Osmanlı Devleti'nin, kuruluşundan 150 yıl sonra bir imparatorluk haline gelerek dünyaya hükmetmesini İslamiyet inancındaki samimiyetine bağlayan Ünal, kuruluş dönemine ait kaynaklar üzerine yapılan tetkiklerde bunun açıkça görüldüğünü belirtiyor: "Osman Gazi'nin Şeyh Edebali'nin tekkesinde gördüğü rüya ve Kur'an'a duyduğu hürmet, Orhan Gazi ve 1. Murad'la beraber diğer hükümdarların şeyh, müderris, derviş, alim ve mutasavvıflara karşı gösterdikleri izzet ve ihtiram bir fikir veriyor. Bazılarının zannettiği gibi hükümdarlar, siyaseten böyle davranıyor değillerdi. Bu konuda son derece samimi olduklarında şüphe yoktur. Enderun ve Harem'deki eğitimin esası da dine dayanmaktadır. Şehzadelerin eğitiminde de din en önemli yeri tutar. Devlet ve sosyal hayatta dindarlık, en önemli haslettir. Bir göreve tayin edilecek kişide aranan üç özellikten en baştaki dindarlık, sonra ehl-i vukuf ve sırat-ı müstakim üzere olmaktır."
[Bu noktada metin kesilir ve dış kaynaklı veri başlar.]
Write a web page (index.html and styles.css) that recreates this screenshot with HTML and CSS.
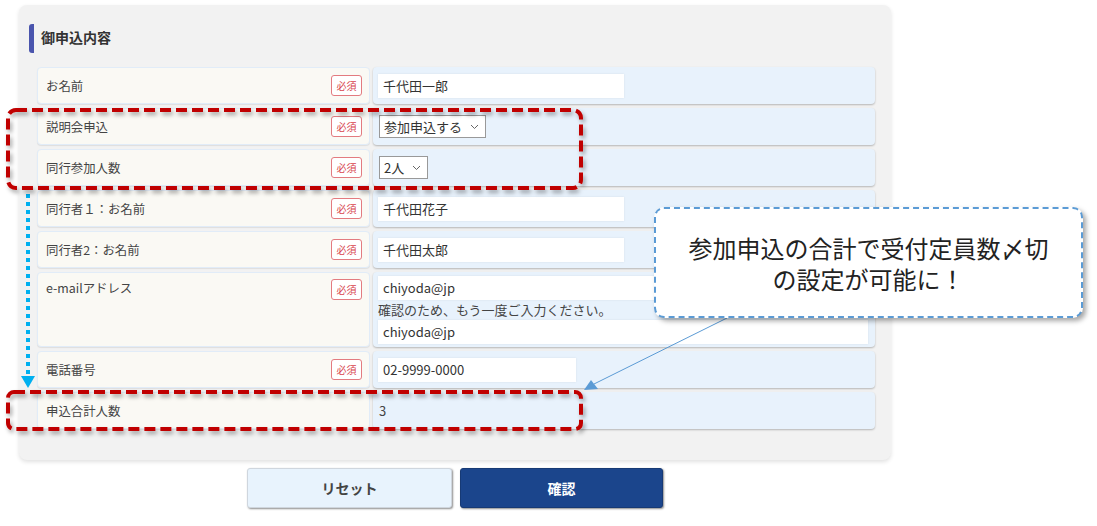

PADİŞAHLAR KUDRETİNİ EN ÇOK, HALKA ZULMEDEN MEMURUNA KARŞI KULLANIRDI

Osmanlı padişahlarının nazari olarak "mutlak hakim" olduğunu ancak onu bağlayan şeri ve örfi kanunlar bulunduğunu belirten Mehmet Ali Ünal, hükümdarın en önemli görevinin şeriatın tatbiki ve muhafazası olduğunu vurguluyor: "Padişahlar, aldıkları eğitim gereği icraatlarında halka merhametli davranırken devletin kudret ve nüfuzunu temsil eden, adaletin sağlanmasında görevli 'ehl-i örf' denen memurlarının halka (reaya) zulmetmesine hiç tahammül edemezlerdi. Hangi mevkide olursa olsun, 'Reayaya zulmediyor' şeklindeki bir şikayette az da olsa bir haklılık payı varsa burada derhal yargı yetkisini kullanır, çoğu kez idam ettirirdi. Bu konuda Yavuz Sultan Selim zamanında insanların kendi aralarında birbirlerine kızdıklarında, 'Sultan Selim'e vezir olasın.' diye beddua okudukları meşhur hikayedir; çünkü memurların halka zulümlerinden padişahın sorumluluğu, şehzadeliğinde aldığı eğitimlerde verilen en önemli derslerden birisiydi."

'OSMANLI İNSANININ ÖZELLİĞİ, KİMSEYE MİNNET ETMEMESİDİR'

Prof. Dr. Ünal, Osmanlı'nın müesseselerini anlatırken Osmanlı insanının özellikleri hakkında da şu bilgileri veriyor: "Osmanlı kavramının siyasi ve askeri manasından başka vakur, hamiyetli, salabetli, şecaatli, mürüvvetli, cömert, merhametli, ferasetli, faziletli, celadetli, nezaketli, şerefli ve haysiyetli bir insan tipini ifade eden 'Osmanlı adam' ya da 'Osmanlı kadın' gibi sıfat haline gelmesi, kültürünün temel özelliğidir. Osmanlı insanı bu dünyayı fani bulan, fani bulduğu için de ona metelik vermeyen, serazad ve kimseye minnet etmeyen bir özelliğe sahiptir."